Over a challenging four days, each of the finalist teams gained one-to-one mentoring from four participating judges – Kirén Miret, executive producer of Mexico’s Shark Tank; Valerie Kramis, social entrepreneurship expert and co-founder of Design Studio Agenda 28, international spirits guru Dre Masso – co-founder of Altos Tequila; and marketing specialist Christophe Prat, vice president of House of Tequila.

The bartenders also attended seminars from speech coach Luis Antonio Espino (advisor and speech-writer to high profile public figures in Mexico), and finished with a Sustainable Bar 101 presentation by Trash Tiki founders Ian Griffiths and Kelsey Grammer – winner of the Tahona Society competition in 2016.

The finalists were encouraged to paticipate in mindfulness workshops and a yoga class, which took place on the morning of the pitch process.

Carlos Ramirez, advocacy and hospitality manager for Altos Tequila, who came up with the new competition format, said: “We are a community of bartenders founded by bartenders. They are our main stakeholders so, we need to consider what can we do for them.”

Unlike chefs, he added, there is often a “less clearly defined career path” for bartenders, and less access to social security benefits, holiday entitlement and other necessary support that more traditional careers offer as standard.

This is a sentiment echoed by Dre Masso, who in his competition pep talk mentioned having been continually asked, despite his international success, when he was planning on finding ‘a real job’.
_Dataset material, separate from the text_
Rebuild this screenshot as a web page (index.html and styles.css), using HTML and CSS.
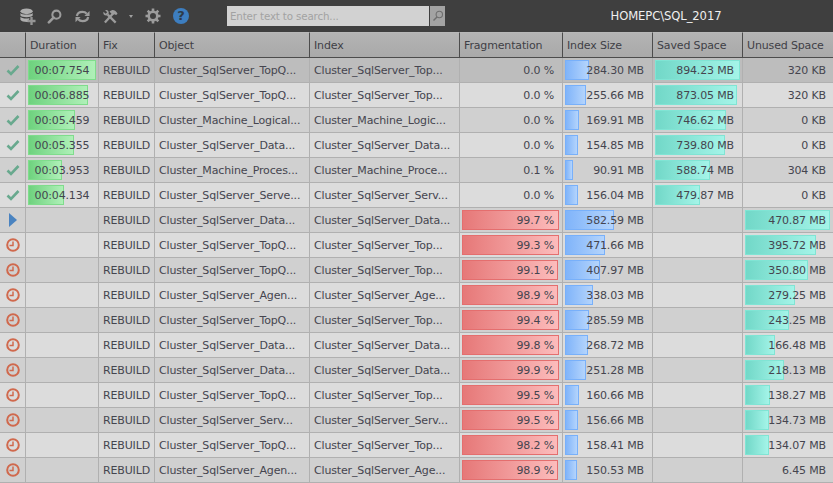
FILE: index.html
```html
<!DOCTYPE html>
<html lang="en">
<head>
<meta charset="utf-8">
<title>Index Manager</title>
<link rel="stylesheet" href="styles.css">
</head>
<body>
<div class="toolbar">
  <svg class="ico ico-db" viewBox="0 0 18 18"><ellipse cx="8" cy="3.500" rx="6.500" ry="3" fill="#aeaeae"/><path d="M1.500 5.300c1 2.200 12 2.200 13 0v2.700c-1 2.400-12 2.400-13 0z" fill="#aeaeae"/><path d="M1.500 9.300c1 2.200 9 2.400 10.500 1l-1.500 1.200v3.200c-3 .6-8-.2-9-2.200z" fill="#aeaeae"/><path d="M12 9.500h2.500v3h3v2.500h-3v3h-2.500v-3h-3v-2.500h3z" fill="#949494"/></svg>
  <svg class="ico ico-search" viewBox="0 0 16 16"><circle cx="10" cy="6" r="4.300" fill="none" stroke="#9c9c9c" stroke-width="2.200"/><path d="M7 9.200L2 14.200" stroke="#9c9c9c" stroke-width="2.800" stroke-linecap="round"/></svg>
  <svg class="ico ico-sync" viewBox="0 0 18 16"><path d="M3 7.500C3.500 4.500 6 3 9 3c2 0 3.500 .8 4.500 2" fill="none" stroke="#9c9c9c" stroke-width="2.400"/><path d="M16.500 2v5.500h-5.500z" fill="#9c9c9c"/><path d="M15 8.500C14.500 11.500 12 13 9 13c-2 0-3.500-.8-4.500-2" fill="none" stroke="#9c9c9c" stroke-width="2.400"/><path d="M1.500 14v-5.500h5.500z" fill="#9c9c9c"/></svg>
  <svg class="ico ico-tools" viewBox="0 0 18 16"><path d="M3 14.500L11.500 5" stroke="#9c9c9c" stroke-width="2.400"/><path d="M8 2.500l3-1.500c2.500 0 4.500 1.500 5.500 4l-1.500 1.500-2-1-1.500 1-3-3z" fill="#9c9c9c"/><path d="M14.500 14.500L6 6" stroke="#9c9c9c" stroke-width="2.400"/><path d="M1.500 2.800L3.800 5 5.500 3.500 3.300 1.300C5.500.400 7.800 2.300 7 5L5.200 6.800C2.800 7.500.7 5.300 1.500 2.800z" fill="#9c9c9c"/></svg>
  <span class="caret"></span>
  <svg class="ico ico-gear" viewBox="0 0 16 16"><circle cx="8" cy="8" r="4.300" fill="none" stroke="#9c9c9c" stroke-width="2.600"/><path d="M8 .5v3M8 12.500v3M.5 8h3M12.500 8h3M2.700 2.700l2.100 2.100M11.200 11.200l2.100 2.100M13.300 2.700l-2.100 2.100M4.800 11.200l-2.100 2.100" stroke="#9c9c9c" stroke-width="2.600"/></svg>
  <span class="help">?</span>
  <div class="search">
    <span class="search-input">Enter text to search...</span>
    <span class="search-btn"><svg viewBox="0 0 12 12" width="12" height="12"><circle cx="7.300" cy="4.500" r="3.200" fill="none" stroke="#6e6e6e" stroke-width="1.100"/><path d="M5 7L1.500 10.500" stroke="#6e6e6e" stroke-width="1.500"/></svg></span>
  </div>
  <div class="server">HOMEPC\SQL_2017</div>
</div>
<table class="grid">
<colgroup><col class="c-state"><col class="c-dur"><col class="c-fix"><col class="c-obj"><col class="c-idx"><col class="c-frag"><col class="c-size"><col class="c-saved"><col class="c-unused"></colgroup>
<thead><tr><th></th><th>Duration</th><th>Fix</th><th>Object</th><th>Index</th><th>Fragmentation</th><th>Index Size</th><th>Saved Space</th><th>Unused Space</th></tr></thead>
<tbody>
<tr class="first"><td class="st"><svg class="s-ok" viewBox="0 0 14 12"><path d="M1.500 6.500L5 10 12.500 2" fill="none" stroke="#68a98e" stroke-width="2.600"/></svg></td><td class="bc"><i class="bar green" style="width:68px"></i><span class="ctr">00:07.754</span></td><td>REBUILD</td><td>Cluster_SqlServer_TopQ...</td><td>Cluster_SqlServer_Top...</td><td class="num">0.0 %</td><td class="bc num"><i class="bar blue" style="width:24px"></i><span>284.30 MB</span></td><td class="bc num"><i class="bar teal" style="width:85px"></i><span>894.23 MB</span></td><td class="num">320 KB</td></tr>
<tr class="even"><td class="st"><svg class="s-ok" viewBox="0 0 14 12"><path d="M1.500 6.500L5 10 12.500 2" fill="none" stroke="#68a98e" stroke-width="2.600"/></svg></td><td class="bc"><i class="bar green" style="width:60px"></i><span class="ctr">00:06.885</span></td><td>REBUILD</td><td>Cluster_SqlServer_TopQ...</td><td>Cluster_SqlServer_Top...</td><td class="num">0.0 %</td><td class="bc num"><i class="bar blue" style="width:21px"></i><span>255.66 MB</span></td><td class="bc num"><i class="bar teal" style="width:82px"></i><span>873.05 MB</span></td><td class="num">320 KB</td></tr>
<tr><td class="st"><svg class="s-ok" viewBox="0 0 14 12"><path d="M1.500 6.500L5 10 12.500 2" fill="none" stroke="#68a98e" stroke-width="2.600"/></svg></td><td class="bc"><i class="bar green" style="width:47px"></i><span class="ctr">00:05.459</span></td><td>REBUILD</td><td>Cluster_Machine_Logical...</td><td>Cluster_Machine_Logic...</td><td class="num">0.0 %</td><td class="bc num"><i class="bar blue" style="width:14px"></i><span>169.91 MB</span></td><td class="bc num"><i class="bar teal" style="width:71px"></i><span>746.62 MB</span></td><td class="num">0 KB</td></tr>
<tr class="even"><td class="st"><svg class="s-ok" viewBox="0 0 14 12"><path d="M1.500 6.500L5 10 12.500 2" fill="none" stroke="#68a98e" stroke-width="2.600"/></svg></td><td class="bc"><i class="bar green" style="width:46px"></i><span class="ctr">00:05.355</span></td><td>REBUILD</td><td>Cluster_SqlServer_Data...</td><td>Cluster_SqlServer_Data...</td><td class="num">0.0 %</td><td class="bc num"><i class="bar blue" style="width:13px"></i><span>154.85 MB</span></td><td class="bc num"><i class="bar teal" style="width:70px"></i><span>739.80 MB</span></td><td class="num">0 KB</td></tr>
<tr><td class="st"><svg class="s-ok" viewBox="0 0 14 12"><path d="M1.500 6.500L5 10 12.500 2" fill="none" stroke="#68a98e" stroke-width="2.600"/></svg></td><td class="bc"><i class="bar green" style="width:34px"></i><span class="ctr">00:03.953</span></td><td>REBUILD</td><td>Cluster_Machine_Proces...</td><td>Cluster_Machine_Proce...</td><td class="num">0.1 %</td><td class="bc num"><i class="bar blue" style="width:8px"></i><span>90.91 MB</span></td><td class="bc num"><i class="bar teal" style="width:55px"></i><span>588.74 MB</span></td><td class="num">304 KB</td></tr>
<tr class="even"><td class="st"><svg class="s-ok" viewBox="0 0 14 12"><path d="M1.500 6.500L5 10 12.500 2" fill="none" stroke="#68a98e" stroke-width="2.600"/></svg></td><td class="bc"><i class="bar green" style="width:36px"></i><span class="ctr">00:04.134</span></td><td>REBUILD</td><td>Cluster_SqlServer_Serve...</td><td>Cluster_SqlServer_Serv...</td><td class="num">0.0 %</td><td class="bc num"><i class="bar blue" style="width:13px"></i><span>156.04 MB</span></td><td class="bc num"><i class="bar teal" style="width:45px"></i><span>479.87 MB</span></td><td class="num">0 KB</td></tr>
<tr><td class="st"><svg class="s-run" viewBox="0 0 8 14"><path d="M0 0L8 7 0 14z" fill="#4a83c0"/></svg></td><td></td><td>REBUILD</td><td>Cluster_SqlServer_Data...</td><td>Cluster_SqlServer_Data...</td><td class="bc num"><i class="bar red" style="width:97px"></i><span>99.7 %</span></td><td class="bc num"><i class="bar blue" style="width:49px"></i><span>582.59 MB</span></td><td></td><td class="bc num"><i class="bar teal" style="width:85px"></i><span>470.87 MB</span></td></tr>
<tr class="even"><td class="st"><svg class="s-wait" viewBox="0 0 14 14"><circle cx="7" cy="7" r="5.800" fill="none" stroke="#d0694d" stroke-width="2"/><path d="M7 3.500V7.500H3.500" fill="none" stroke="#d0694d" stroke-width="1.500"/></svg></td><td></td><td>REBUILD</td><td>Cluster_SqlServer_TopQ...</td><td>Cluster_SqlServer_Top...</td><td class="bc num"><i class="bar red" style="width:97px"></i><span>99.3 %</span></td><td class="bc num"><i class="bar blue" style="width:40px"></i><span>471.66 MB</span></td><td></td><td class="bc num"><i class="bar teal" style="width:71px"></i><span>395.72 MB</span></td></tr>
<tr><td class="st"><svg class="s-wait" viewBox="0 0 14 14"><circle cx="7" cy="7" r="5.800" fill="none" stroke="#d0694d" stroke-width="2"/><path d="M7 3.500V7.500H3.500" fill="none" stroke="#d0694d" stroke-width="1.500"/></svg></td><td></td><td>REBUILD</td><td>Cluster_SqlServer_TopQ...</td><td>Cluster_SqlServer_Top...</td><td class="bc num"><i class="bar red" style="width:96px"></i><span>99.1 %</span></td><td class="bc num"><i class="bar blue" style="width:35px"></i><span>407.97 MB</span></td><td></td><td class="bc num"><i class="bar teal" style="width:63px"></i><span>350.80 MB</span></td></tr>
<tr class="even"><td class="st"><svg class="s-wait" viewBox="0 0 14 14"><circle cx="7" cy="7" r="5.800" fill="none" stroke="#d0694d" stroke-width="2"/><path d="M7 3.500V7.500H3.500" fill="none" stroke="#d0694d" stroke-width="1.500"/></svg></td><td></td><td>REBUILD</td><td>Cluster_SqlServer_Agen...</td><td>Cluster_SqlServer_Age...</td><td class="bc num"><i class="bar red" style="width:96px"></i><span>98.9 %</span></td><td class="bc num"><i class="bar blue" style="width:28px"></i><span>338.03 MB</span></td><td></td><td class="bc num"><i class="bar teal" style="width:50px"></i><span>279.25 MB</span></td></tr>
<tr><td class="st"><svg class="s-wait" viewBox="0 0 14 14"><circle cx="7" cy="7" r="5.800" fill="none" stroke="#d0694d" stroke-width="2"/><path d="M7 3.500V7.500H3.500" fill="none" stroke="#d0694d" stroke-width="1.500"/></svg></td><td></td><td>REBUILD</td><td>Cluster_SqlServer_TopQ...</td><td>Cluster_SqlServer_Top...</td><td class="bc num"><i class="bar red" style="width:97px"></i><span>99.4 %</span></td><td class="bc num"><i class="bar blue" style="width:24px"></i><span>285.59 MB</span></td><td></td><td class="bc num"><i class="bar teal" style="width:44px"></i><span>243.25 MB</span></td></tr>
<tr class="even"><td class="st"><svg class="s-wait" viewBox="0 0 14 14"><circle cx="7" cy="7" r="5.800" fill="none" stroke="#d0694d" stroke-width="2"/><path d="M7 3.500V7.500H3.500" fill="none" stroke="#d0694d" stroke-width="1.500"/></svg></td><td></td><td>REBUILD</td><td>Cluster_SqlServer_Data...</td><td>Cluster_SqlServer_Data...</td><td class="bc num"><i class="bar red" style="width:97px"></i><span>99.8 %</span></td><td class="bc num"><i class="bar blue" style="width:23px"></i><span>268.72 MB</span></td><td></td><td class="bc num"><i class="bar teal" style="width:30px"></i><span>166.48 MB</span></td></tr>
<tr><td class="st"><svg class="s-wait" viewBox="0 0 14 14"><circle cx="7" cy="7" r="5.800" fill="none" stroke="#d0694d" stroke-width="2"/><path d="M7 3.500V7.500H3.500" fill="none" stroke="#d0694d" stroke-width="1.500"/></svg></td><td></td><td>REBUILD</td><td>Cluster_SqlServer_Data...</td><td>Cluster_SqlServer_Data...</td><td class="bc num"><i class="bar red" style="width:97px"></i><span>99.9 %</span></td><td class="bc num"><i class="bar blue" style="width:21px"></i><span>251.28 MB</span></td><td></td><td class="bc num"><i class="bar teal" style="width:39px"></i><span>218.13 MB</span></td></tr>
<tr class="even"><td class="st"><svg class="s-wait" viewBox="0 0 14 14"><circle cx="7" cy="7" r="5.800" fill="none" stroke="#d0694d" stroke-width="2"/><path d="M7 3.500V7.500H3.500" fill="none" stroke="#d0694d" stroke-width="1.500"/></svg></td><td></td><td>REBUILD</td><td>Cluster_SqlServer_TopQ...</td><td>Cluster_SqlServer_Top...</td><td class="bc num"><i class="bar red" style="width:97px"></i><span>99.5 %</span></td><td class="bc num"><i class="bar blue" style="width:14px"></i><span>160.66 MB</span></td><td></td><td class="bc num"><i class="bar teal" style="width:25px"></i><span>138.27 MB</span></td></tr>
<tr><td class="st"><svg class="s-wait" viewBox="0 0 14 14"><circle cx="7" cy="7" r="5.800" fill="none" stroke="#d0694d" stroke-width="2"/><path d="M7 3.500V7.500H3.500" fill="none" stroke="#d0694d" stroke-width="1.500"/></svg></td><td></td><td>REBUILD</td><td>Cluster_SqlServer_Serv...</td><td>Cluster_SqlServer_Serv...</td><td class="bc num"><i class="bar red" style="width:97px"></i><span>99.5 %</span></td><td class="bc num"><i class="bar blue" style="width:13px"></i><span>156.66 MB</span></td><td></td><td class="bc num"><i class="bar teal" style="width:24px"></i><span>134.73 MB</span></td></tr>
<tr class="even"><td class="st"><svg class="s-wait" viewBox="0 0 14 14"><circle cx="7" cy="7" r="5.800" fill="none" stroke="#d0694d" stroke-width="2"/><path d="M7 3.500V7.500H3.500" fill="none" stroke="#d0694d" stroke-width="1.500"/></svg></td><td></td><td>REBUILD</td><td>Cluster_SqlServer_TopQ...</td><td>Cluster_SqlServer_Top...</td><td class="bc num"><i class="bar red" style="width:96px"></i><span>98.2 %</span></td><td class="bc num"><i class="bar blue" style="width:13px"></i><span>158.41 MB</span></td><td></td><td class="bc num"><i class="bar teal" style="width:24px"></i><span>134.07 MB</span></td></tr>
<tr><td class="st"><svg class="s-wait" viewBox="0 0 14 14"><circle cx="7" cy="7" r="5.800" fill="none" stroke="#d0694d" stroke-width="2"/><path d="M7 3.500V7.500H3.500" fill="none" stroke="#d0694d" stroke-width="1.500"/></svg></td><td></td><td>REBUILD</td><td>Cluster_SqlServer_Agen...</td><td>Cluster_SqlServer_Age...</td><td class="bc num"><i class="bar red" style="width:96px"></i><span>98.9 %</span></td><td class="bc num"><i class="bar blue" style="width:12px"></i><span>150.53 MB</span></td><td></td><td class="num">6.45 MB</td></tr>
</tbody>
</table>
</body>
</html>
```
FILE: styles.css
```css
* { box-sizing: border-box; }
html, body { margin: 0; padding: 0; height: 100%; overflow: hidden; }
body { background: #d2d2d2; font-family: "DejaVu Sans", "Noto Sans", sans-serif; font-size: 11px; letter-spacing: -0.15px; color: #45454f; }

.toolbar { height: 32px; background: #3f3f3f; display: flex; align-items: center; }
.ico { display: block; flex: none; }
.ico-db { width: 17px; height: 17px; margin-left: 19px; }
.ico-search { width: 15px; height: 15px; margin-left: 11px; }
.ico-sync { width: 17px; height: 15px; margin-left: 12px; }
.ico-tools { width: 17px; height: 15px; margin-left: 11px; }
.caret { width: 0; height: 0; border: 2.500px solid transparent; border-top: 3px solid #a0a0a0; border-bottom: 0; margin-left: 10px; }
.ico-gear { width: 16px; height: 16px; margin-left: 12px; }
.help { width: 16px; height: 16px; border-radius: 50%; background: #3d7ec0; color: #2d3a4a; font-weight: 700; font-size: 13px; line-height: 16px; text-align: center; margin-left: 12px; flex: none; }
.search { display: flex; margin-left: 38px; height: 20px; flex: none; }
.search-input { width: 202px; background: #d2d2d2; color: #a2a2a2; padding-left: 3px; line-height: 20px; font-size: 10.300px; }
.search-btn { width: 15px; background: #a3a3a3; margin-left: 1px; display: flex; align-items: center; justify-content: center; }
.server { flex: 1; text-align: center; color: #f0f0f0; font-size: 11.600px; letter-spacing: -0.1px; padding-left: 54px; }

.grid { border-collapse: separate; border-spacing: 0; table-layout: fixed; width: 833px; }
.c-state { width: 26px; } .c-dur { width: 73px; } .c-fix { width: 56px; } .c-obj { width: 155px; }
.c-idx { width: 150px; } .c-frag { width: 103px; } .c-size { width: 90px; } .c-saved { width: 90px; } .c-unused { width: 90px; }

th { height: 26px; padding: 0 4px; font-weight: 400; text-align: left; color: #3f3f46; background: linear-gradient(#b4b4b4, #a9a9a9); border-right: 1px solid #4c4c4c; border-bottom: 1px solid #4c4c4c; border-top: 1px solid #b8b8b8; white-space: nowrap; overflow: hidden; }
th:last-child { border-right: 0; }
td { height: 25px; padding: 0 4px; background: #d0d0d0; border-right: 1px solid #b0b0b0; border-bottom: 1px solid #b0b0b0; white-space: nowrap; overflow: hidden; }
td:last-child { border-right: 0; }
.even td { background: #dcdcdc; }
.first td { background: #bdbdbd; }
.num { text-align: right; padding-right: 8px; }
td.num:last-child { padding-right: 7px; }
.bc { position: relative; }
.bc > span { position: relative; z-index: 1; }
.bc .ctr { display: block; text-align: center; }
.bar { position: absolute; left: 2px; top: 2px; bottom: 2px; border: 1px solid; }
.green { background: linear-gradient(90deg, #6ed27e, #aff0b8); border-color: #7fdc8c; }
.blue { background: linear-gradient(90deg, #80b4fa, #b4d4fc); border-color: #78b0fa; }
.teal { background: linear-gradient(90deg, #72d8c8, #a4f4e8); border-color: #80e4d4; }
.red { background: linear-gradient(90deg, #e67878, #fcbcbc); border-color: #e46e6e; }
.st { padding: 0; text-align: center; }
.st svg { display: block; margin: auto; }
.s-ok { width: 14px; height: 12px; }
.s-run { width: 8px; height: 14px; }
.s-wait { width: 14px; height: 14px; }
```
Altos Tequila was initially founded nine years ago by Masso and the late Henry Besant, who died from a heart attack five years ago.

Besant was represented at the competition by his three younger brothers, who presented the first Henry Besant Scholarship to Mexican bartender Adrián Lopéz.

Lopéz received US$10,000, which he he intends to spend on learning English and travelling to the UK to work at the soon-to-launch ‘FAM’ bar in Bar Termini’s former Duke Street site.

Altos Tequila is part of House of Tequila, a division of Pernod Ricard. The drinks giant appointed Christophe Prat as its vice president last year.

Prat intends to grow Altos Tequila’s production to 1 million cases a year, despite the ongoing challenge of the agave shortage in Mexico.